Inconnue des médias français, il existe pourtant une autre femme qui a lié son destin à celui des FARC. Non pas en tant qu’otage, mais en tant que combattante volontaire. Née en 1978, en Hollande, Tanja Nijmeijer est la fille aînée d’une famille habitante de la petite localité de Denekamp. Etudiante en langues, spécialisée en espagnol, elle réalise son parcours à l’Université de Gröningen, Tanja voyage pour la première fois en Colombie en 2000. Elle y retourne par la suite et il semble que c’est en 2003 que la jeune femme se décide à intégrer les rangs de la guérilla marxiste. Durant l’été 2007, la jeune hollandaise est propulsée sur la scène médiatique lorsque les forces armées colombiennes, lors d’une opération, découvrent ce qui semble être son journal intime. L’affaire trouve rapidement un écho dans les différents supports de communication. Le 8 septembre 2007 le journal Semana publie même un reportage sur la jeune guerillera et son adolescence en Hollande. Ses écrits personnels, traduits en espagnol, sont rapidement utilisés par les autorités pour discréditer le groupe armé. On y relève les déceptions de la jeune femme ainsi que ses critiques sur le quotidien dans la jungle au sein de la guérilla. Une stratégie dénoncée par les FARC comme une volonté de créer des tensions au sein du groupe. Dans un article publié sur leur site internet, le 9 mai 2010, un guérillero du nom de Gabriel Angel revient sur l’événement : « Alexandra a déjà fait l’objet d’une attaque prédatrice de la part des services d’intelligence militaire en collaboration avec la presse (...) les manuscrits, en hollandais, furent rapidement traduits en espagnol avec la mauvaise foi caractéristique des militaires colombiens (...) Sûrement que les généraux étaient persuadés, étant donné leur vision erronée du mouvement révolutionnaire, que les FARC nous tomberions dans le piège et que nous nous serions débarrassés de l’odieuse intruse dont la présence ici les gêne tellement ».

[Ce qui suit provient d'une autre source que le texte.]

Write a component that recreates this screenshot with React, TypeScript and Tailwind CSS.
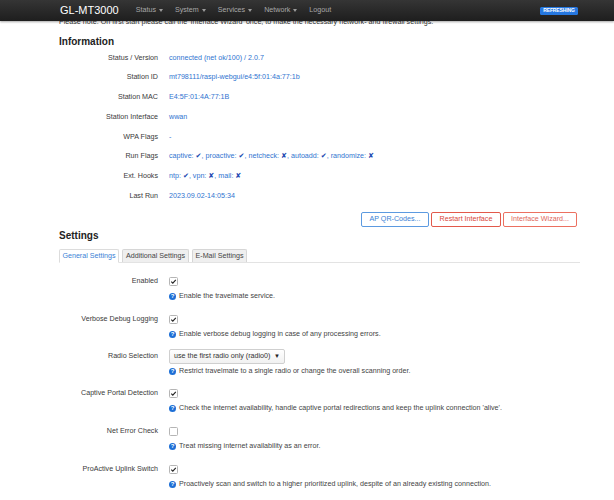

Tanja, "Alexandra" ou bien "Holanda" comme la surnomment ses camarades de lutte, est récemment revenue à la une de l’actualité colombienne. Suite à l’attaque du campement de "Mono Jojoy" , dans lequel la jeune femme semblait vivre, le 22 septembre 2010, le président Juan Manuel Santos a annoncé que des photos de la jeune combattante ainsi que des courriers la concernant avaient été trouvés sur l’ordinateur portable du dit commandant, tué durant l’offensive. Selon les révélations, les FARC avaient l’intention de s’octroyer un impact plus important grâce à "Alexandra" en l’intégrant à la commission internationale. Celle-ci reste introuvable après que des recherches aient démontré qu’aucun des cadavres retrouvés après l’attaque ne correspondait à la jeune hollandaise. Présent à Bruxelles le lundi 11 octobre 2010, le vice-président de Colombie Angelino Garzon a assuré que Tanja Nijmeijer était, selon ses informations, la seule ressortissante européenne présente au sein de la guérilla, qualifiant "d’absurde" cet engagement. Selon Radio Nederlands Wereldomroep (RNW) ce dernier aurait assuré à la guérillera l’impunité vis à vis du gouvernement colombien si celle-ci abandonnait volontairement le mouvement armé.

La présence de la jeune hollandaise dans les rangs de la guérilla semble devenir un enjeu politique et symbolique dans la confrontation armée entre les différentes parties. L’engagement d’une européenne chez les FARC vient relativiser fortement le supposé isolement des ces dernières sur le plan international. Pour Bogota il s’agit avant tout de présenter le choix de la jeune femme comme l’acte d’une personnalité isolée, attirée par un romantisme révolutionnaire utopique. Néanmoins il semble que malgré les supposées désillusions de la part de la combattante, celle-ci n’ait pas encore décidé d’abandonner la jungle. Situation qui à long terme risque de discréditer, à l’inverse, la propagande gouvernementale au sujet de Tanja, surtout si celle-ci vient à perpétuer sa présence chez les FARC et accède à un poste de responsabilités. La jeune femme pourrait alors devenir l’icône d’un engagement internationaliste et apporter un crédit important à la guérilla tant l’écho des exemples historiques de ce type résonnent encore (notamment celui du Che). Une figure de martyre que le gouvernement colombien voudra à tout prix éviter.